Of course, I can see how snail pattern or other natural patterns might be generated by a similar process but it's nowhere near revolutionizing any science like the title was claiming.
But Wolfram being Wolfram doesn't give up. There is the https://www.wolframinstitute.org and there is some activity there. I periodically drop by to see what's happening.
> They are not useful for engineering, which is precisely why we don't use them.
Exactly, we'd think by now they'd be some AI super-chip or something tangible based on of the cellular automata thing discovered by Wolfram.
He's also quite a bit less self-aggrandizing.
Otoh, they do seem to like reach other, which in my book does cast some doubt on taleb's ability to judge people...
He's full of himself but has interesting things to say.
WolframAlpha is a gem on its on right. Yeah we have Gemini, GPT, Mixtral but when it comes to actual compositional compute, Wolfram alpha gets you the right answer and shows you the math.

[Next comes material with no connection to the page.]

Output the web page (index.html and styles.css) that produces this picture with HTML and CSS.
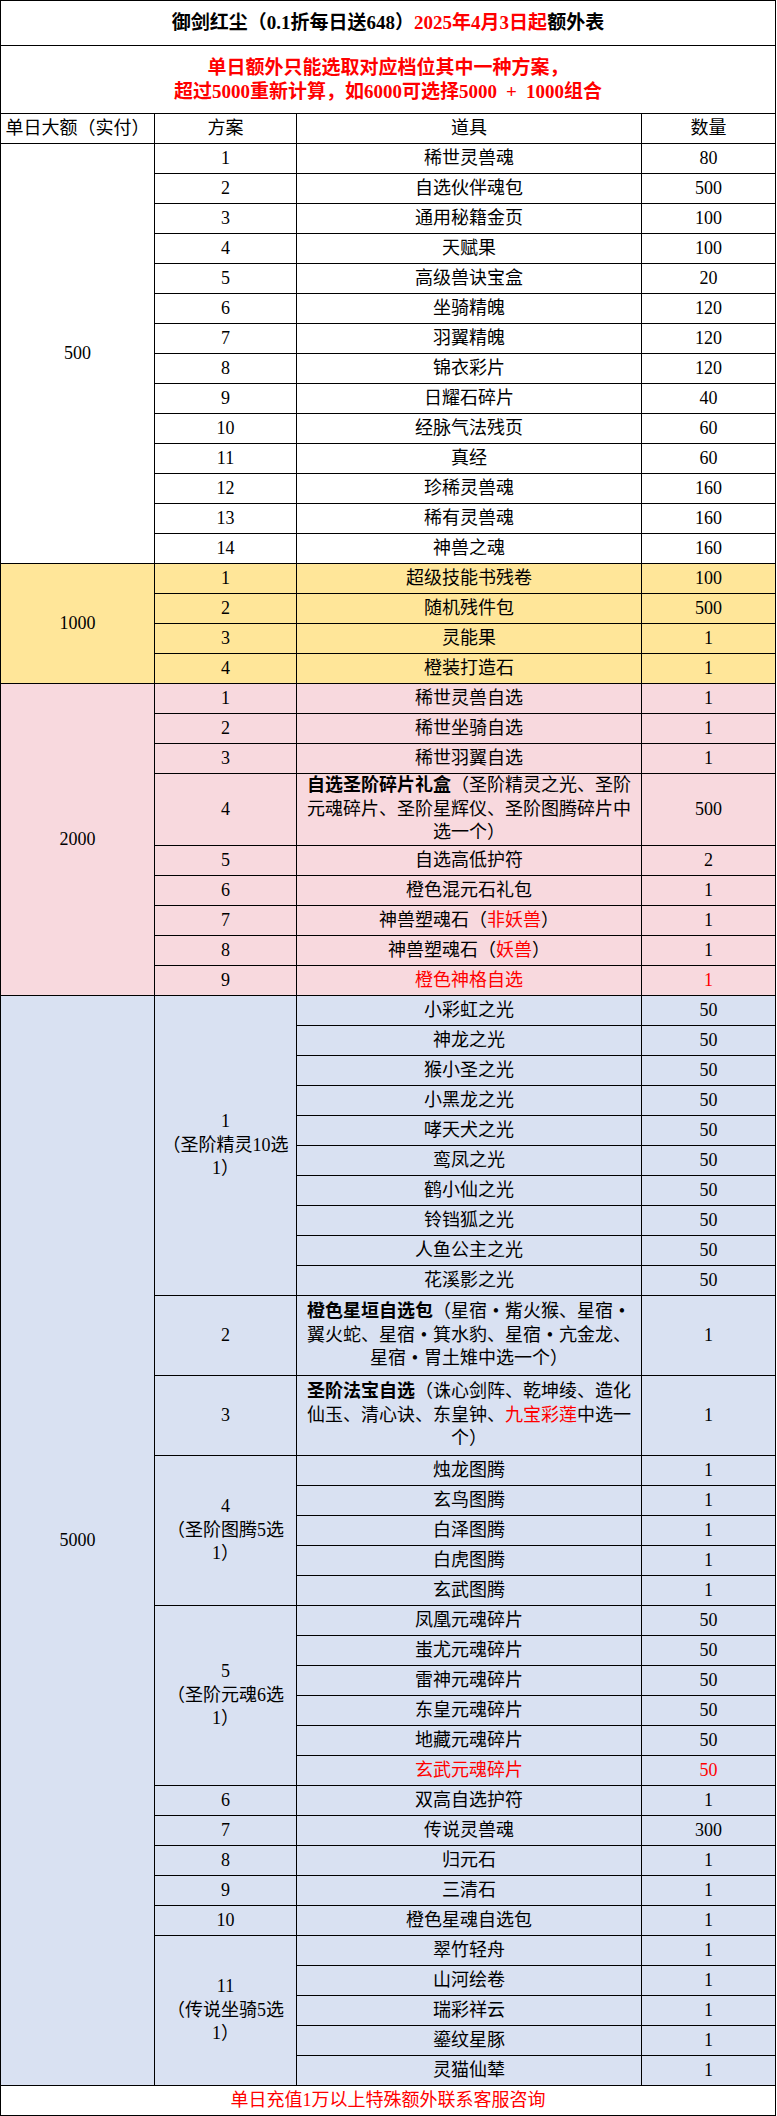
FILE: index.html
```html
<!DOCTYPE html>
<html lang="zh-CN">
<head>
<meta charset="utf-8">
<title>御剑红尘 额外表</title>
<link rel="stylesheet" href="styles.css">
</head>
<body>
<div class="sheet">
  <div class="c wide title"><div>御剑红尘（0.1折每日送648）<span class="red">2025年4月3日起</span>额外表</div></div>
  <div class="c wide notice"><div>单日额外只能选取对应档位其中一种方案，<br>超过5000重新计算，如6000可选择5000<span class="op">+</span>1000组合</div></div>

  <div class="c">单日大额（实付）</div>
  <div class="c">方案</div>
  <div class="c">道具</div>
  <div class="c">数量</div>

  <div class="block">
    <div class="c r14">500</div>
    <div class="c">1</div><div class="c">稀世灵兽魂</div><div class="c">80</div>
    <div class="c">2</div><div class="c">自选伙伴魂包</div><div class="c">500</div>
    <div class="c">3</div><div class="c">通用秘籍金页</div><div class="c">100</div>
    <div class="c">4</div><div class="c">天赋果</div><div class="c">100</div>
    <div class="c">5</div><div class="c">高级兽诀宝盒</div><div class="c">20</div>
    <div class="c">6</div><div class="c">坐骑精魄</div><div class="c">120</div>
    <div class="c">7</div><div class="c">羽翼精魄</div><div class="c">120</div>
    <div class="c">8</div><div class="c">锦衣彩片</div><div class="c">120</div>
    <div class="c">9</div><div class="c">日耀石碎片</div><div class="c">40</div>
    <div class="c">10</div><div class="c">经脉气法残页</div><div class="c">60</div>
    <div class="c">11</div><div class="c">真经</div><div class="c">60</div>
    <div class="c">12</div><div class="c">珍稀灵兽魂</div><div class="c">160</div>
    <div class="c">13</div><div class="c">稀有灵兽魂</div><div class="c">160</div>
    <div class="c">14</div><div class="c">神兽之魂</div><div class="c">160</div>
  </div>

  <div class="block gold">
    <div class="c r4">1000</div>
    <div class="c">1</div><div class="c">超级技能书残卷</div><div class="c">100</div>
    <div class="c">2</div><div class="c">随机残件包</div><div class="c">500</div>
    <div class="c">3</div><div class="c">灵能果</div><div class="c">1</div>
    <div class="c">4</div><div class="c">橙装打造石</div><div class="c">1</div>
  </div>

  <div class="block rose">
    <div class="c r9">2000</div>
    <div class="c">1</div><div class="c">稀世灵兽自选</div><div class="c">1</div>
    <div class="c">2</div><div class="c">稀世坐骑自选</div><div class="c">1</div>
    <div class="c">3</div><div class="c">稀世羽翼自选</div><div class="c">1</div>
    <div class="c">4</div><div class="c long h71"><div><b>自选圣阶碎片礼盒</b>（圣阶精灵之光、圣阶元魂碎片、圣阶星辉仪、圣阶图腾碎片中选一个）</div></div><div class="c">500</div>
    <div class="c">5</div><div class="c">自选高低护符</div><div class="c">2</div>
    <div class="c">6</div><div class="c">橙色混元石礼包</div><div class="c">1</div>
    <div class="c">7</div><div class="c"><div>神兽塑魂石（<span class="red">非妖兽</span>）</div></div><div class="c">1</div>
    <div class="c">8</div><div class="c"><div>神兽塑魂石（<span class="red">妖兽</span>）</div></div><div class="c">1</div>
    <div class="c">9</div><div class="c red">橙色神格自选</div><div class="c red">1</div>
  </div>

  <div class="block sky">
    <div class="c r33">5000</div>
    <div class="c r10"><div>1<br>（圣阶精灵10选1）</div></div>
    <div class="c">小彩虹之光</div><div class="c">50</div>
    <div class="c">神龙之光</div><div class="c">50</div>
    <div class="c">猴小圣之光</div><div class="c">50</div>
    <div class="c">小黑龙之光</div><div class="c">50</div>
    <div class="c">哮天犬之光</div><div class="c">50</div>
    <div class="c">鸾凤之光</div><div class="c">50</div>
    <div class="c">鹤小仙之光</div><div class="c">50</div>
    <div class="c">铃铛狐之光</div><div class="c">50</div>
    <div class="c">人鱼公主之光</div><div class="c">50</div>
    <div class="c">花溪影之光</div><div class="c">50</div>

    <div class="c">2</div><div class="c long h79"><div><b>橙色星垣自选包</b>（星宿<span class="dot">•</span>觜火猴、星宿<span class="dot">•</span>翼火蛇、星宿<span class="dot">•</span>箕水豹、星宿<span class="dot">•</span>亢金龙、星宿<span class="dot">•</span>胃土雉中选一个）</div></div><div class="c">1</div>
    <div class="c">3</div><div class="c long h79"><div><b>圣阶法宝自选</b>（诛心剑阵、乾坤绫、造化仙玉、清心诀、东皇钟、<span class="red">九宝彩莲</span>中选一个）</div></div><div class="c">1</div>

    <div class="c r5"><div>4<br>（圣阶图腾5选1）</div></div>
    <div class="c">烛龙图腾</div><div class="c">1</div>
    <div class="c">玄鸟图腾</div><div class="c">1</div>
    <div class="c">白泽图腾</div><div class="c">1</div>
    <div class="c">白虎图腾</div><div class="c">1</div>
    <div class="c">玄武图腾</div><div class="c">1</div>

    <div class="c r6"><div>5<br>（圣阶元魂6选1）</div></div>
    <div class="c">凤凰元魂碎片</div><div class="c">50</div>
    <div class="c">蚩尤元魂碎片</div><div class="c">50</div>
    <div class="c">雷神元魂碎片</div><div class="c">50</div>
    <div class="c">东皇元魂碎片</div><div class="c">50</div>
    <div class="c">地藏元魂碎片</div><div class="c">50</div>
    <div class="c red">玄武元魂碎片</div><div class="c red">50</div>

    <div class="c">6</div><div class="c">双高自选护符</div><div class="c">1</div>
    <div class="c">7</div><div class="c">传说灵兽魂</div><div class="c">300</div>
    <div class="c">8</div><div class="c">归元石</div><div class="c">1</div>
    <div class="c">9</div><div class="c">三清石</div><div class="c">1</div>
    <div class="c">10</div><div class="c">橙色星魂自选包</div><div class="c">1</div>

    <div class="c r5"><div>11<br>（传说坐骑5选1）</div></div>
    <div class="c">翠竹轻舟</div><div class="c">1</div>
    <div class="c">山河绘卷</div><div class="c">1</div>
    <div class="c">瑞彩祥云</div><div class="c">1</div>
    <div class="c">鎏纹星豚</div><div class="c">1</div>
    <div class="c">灵猫仙辇</div><div class="c">1</div>
  </div>

  <div class="c wide red">单日充值1万以上特殊额外联系客服咨询</div>
</div>
</body>
</html>
```

FILE: styles.css
```css
html, body {
  margin: 0;
  background: #fff;
}

body {
  font-family: "Liberation Serif", "Noto Sans CJK SC", serif;
  font-size: 18px;
  line-height: 23.5px;
  color: #000;
  text-spacing-trim: space-all;
}

.sheet {
  display: grid;
  grid-template-columns: 153px 141px 344px 133px;
  grid-auto-rows: minmax(29px, auto);
  gap: 1px;
  padding: 1px;
  background: #000;
  width: max-content;
}

.block {
  display: contents;
}

.block.gold { --bg: #ffe699; }
.block.rose { --bg: #f8d9de; }
.block.sky  { --bg: #d9e1f2; }

.c {
  background: var(--bg, #fff);
  display: flex;
  align-items: center;
  justify-content: center;
  text-align: center;
}

.wide { grid-column: 1 / -1; }

.title {
  min-height: 44px;
  font-size: 19px;
  font-weight: 700;
}

.notice {
  min-height: 67px;
  font-size: 19px;
  font-weight: 700;
  color: #f00;
}

.op {
  margin: 0 9px;
}

.red { color: #f00; }

.r4  { grid-row: span 4; }
.r5  { grid-row: span 5; }
.r6  { grid-row: span 6; }
.r9  { grid-row: span 9; }
.r10 { grid-row: span 10; }
.r14 { grid-row: span 14; }
.r33 { grid-row: span 33; }

.long {
  padding: 0 8px;
}

.long b { font-weight: 700; }

.h71 { min-height: 71px; }
.h79 { min-height: 79px; }

.dot {
  display: inline-block;
  width: 1em;
  text-align: center;
}
```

In the for hour conversation on topic, he asks "if you want to know the weights of various dinosaurs, you can ask Wolfram alpha and it will tell you". So I asked it "what's the weight of a stegaussaurus", and it gave me some number. The i asked it "what's the total weight of all the stegaussaurus that ever lived" and it gave me some nonsense about the average [don't remember] for the population of the US. It didn't even understand the question. Calling it compute is overestimating it by as much as Wolfram overestimates himself.
Are you able/allowed to provide more details?
- Headquartered in Champaign, Illinois (not a bad town, but not sexy)
- As "cool" as their software is, not a lot of people use it. Python is eating their lunch, ESPECIALLY outside of academia. Although, they're losing ground in academia as well
- Stephen Wolfram isn't a charismatic leader who is fun to work for. There's no shortage of stories of him short circuiting in meetings and treating employees disrespectfully.
- They're not doing quite as much cutting edge stuff (that matters, at least) these days. Their AI/ML suite isn't that interesting, numpy/scipy does a lot of numerical stuff better, Matlab does a lot of stuff (like digital signal processing, for example) better. And Python, being free and open source, is a better prototyping language for most stuff. Symbolic computing is probably the one place it is actually a leader in... but for so many applications in the real world (engineering, r&d, real-time algorithms, etc) symbolic computing simply isn't needed.
As you hint at, they can attract some talent because there are opportunities to work on some niche stuff that's hard to work on elsewhere. But that's a minority of roles at the company.
Source: Used to work there.
How do they pay compared to other midwestern employers?
Their Glassdoor reviews used to be a bit dodgy too, nothing you wouldn't be able to guess after watching 10 minutes of any video of you-know-who though.
They are also just small, only a few hundred people if I remember correctly.